Several Supreme Court Justices were very excited to learn the results of the JOLT Mario Kart Tournament. “Ever since I changed Harvard over to a fake grading system, it has been hard to differentiate students and find the best of the best to become Supreme Court clerks,” Justice Kagan said. “The JOLT Mario Kart Tournament provides a clear method to find the cream of the crop,” said Justice Roberts.
Justice Roberts has already hired the tournament winner for a clerkship in 2016. “Winning the JOLT Mario Kart Tournament is a clear display of legal prowess. Anyone who wins this prestigious competition surely has the intellectual horsepower to succeed as a Supreme Court clerk. It takes an immense amount of skill to launch a single banana backwards to spin out your opponent, like the winner had done in the last round.”
The HLS faculty were also eagerly anticipating the tournament results. Dean Minow has said that going forward the Sears Prize will now be given to the top two first-year and second-year students who progressed furthest in the tournament, instead of the students who achieved the highest grade point averages.
Susie Gunner, who has obtained a grade of Dean’s Scholar in every class for her first two years at HLS, is extremely upset at the attention given to the Mario Kart Tournament. “I have worked so hard over the past few years, and just because I got blue-shelled during Round Two my Supreme Court hopes are dashed forever.” Justice Scalia responded to her complaint: “I returned, and saw under the sun, that the race is not to the swift, nor the battle to the strong, neither yet bread to the wise, nor yet riches to men of understanding, nor yet favour to men of skill; but time and chance happeneth to them all.”
Several student groups around campus have apparently taken “Shatter the Ceiling” a bit too literally and have destroyed many ceilings in various buildings around campus. HLS Facilities Management has complained to The Record. “I’ve had to put in double shifts over the past two weeks to clean up the mess from all the shattered ceilings,” said Oliver W. Holmes, a long-time janitor with Facilities Management.
Professors have also complained about the missing ceilings. “I’ve had to teach classes outside for the past two weeks,” said Professor Smith. “It’s really hard to nail a 1L with a tough cold-call when you have bird shit dripping down your suit jacket.”
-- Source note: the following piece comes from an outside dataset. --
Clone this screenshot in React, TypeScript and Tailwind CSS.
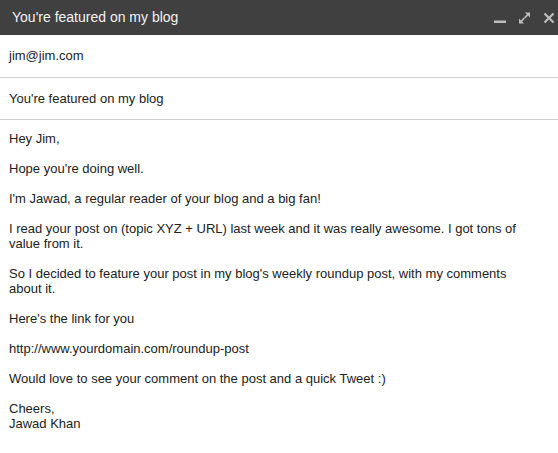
import React from 'react';

const BODY: string[] = [
  'Hey Jim,',
  '',
  "Hope you're doing well.",
  '',
  "I'm Jawad, a regular reader of your blog and a big fan!",
  '',
  'I read your post on (topic XYZ + URL) last week and it was really awesome. I got tons of value from it.',
  '',
  "So I decided to feature your post in my blog's weekly roundup post, with my comments about it.",
  '',
  "Here's the link for you",
  '',
  'http://www.yourdomain.com/roundup-post',
  '',
  'Would love to see your comment on the post and a quick Tweet :)',
  '',
  'Cheers,',
  'Jawad Khan',
];

const HeaderIcons: React.FC = () => (
  <div className="flex items-center gap-[12px]">
    {/* minimize */}
    <svg width="12" height="12" viewBox="0 0 12 12">
      <rect x="0" y="8.5" width="12" height="2.5" fill="#bdbdbd" />
    </svg>
    {/* pop-out */}
    <svg width="13" height="12" viewBox="0 0 12 12" fill="#bdbdbd">
      <path d="M6.5 0.5h5v5L9.6 3.6 6.8 6.4 5.6 5.2 8.4 2.4z" />
      <path d="M5.5 11.5h-5v-5l1.9 1.9 2.8-2.8 1.2 1.2-2.8 2.8z" />
    </svg>
    {/* close */}
    <svg width="12" height="12" viewBox="0 0 12 12">
      <path d="M1.5 1.5l9 9M10.5 1.5l-9 9" stroke="#bdbdbd" strokeWidth="2.2" />
    </svg>
  </div>
);

export default function App() {
  return (
    <div className="w-[558px] h-[453px] bg-white font-['Liberation_Sans',Arial,sans-serif] text-[#222] overflow-hidden">
      <div className="h-[35px] bg-[#404040] flex items-center justify-between pl-[12px] pr-[3px]">
        <span className="text-[14px] text-[#f2f2f2]">You're featured on my blog</span>
        <HeaderIcons />
      </div>

      <div className="h-[43px] px-[9px] flex items-center border-b border-[#d0d0d0] text-[13px]">
        jim@jim.com
      </div>
      <div className="h-[42px] px-[9px] flex items-center border-b border-[#d0d0d0] text-[13px]">
        You're featured on my blog
      </div>

      <div className="px-[9px] pt-[11px] pr-[20px] text-[13px] leading-[15px]">
        {BODY.map((line, i) => (
          <div key={i} className="min-h-[15px]">
            {line}
          </div>
        ))}
      </div>
    </div>
  );
}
Students have overall been pleased with the change in campus atmosphere. “I’ve been stuck in Langdell studying for weeks,” said an anonymous 1L. “Now that the library ceiling is gone, it is basically impossible to get any studying done.”
The Record interviewed several Lesley University students that were in attendance for the HLS 2013 Parody. “It’s fine for HLS to make fun of Lesley University. We make fun of HLS all the time,” said one Lesley University junior.
The interviews took place at Lesley’s “Shops at Porter” over delicious Japanese food. “Over here at Lesley, we eat here for lunch every day. You eat…at the Hark, right?” “I don’t know how HLS students eat that shit.”
“And have you seen Gropius? We smoke pot in those stairways all the time and we can see how tiny the rooms are. We have it way better over in the Lesley dorms,” chipped in a freshman. “And anyway, I’ve met plenty of HLS students with over six figures of student loan debt. Most of us have zero. Can you say golden handcuffs?”
Another female student chipped in about the general attractiveness of HLS students. “Some nerdy douchebag tried to drop the h-bomb on me at Cambridge Common the other night. As if I would find his $200,000 in student loan debt and future career of indentured servitude attractive. I’ll stick to chill, athletic Lesley dudes, thank you very much.”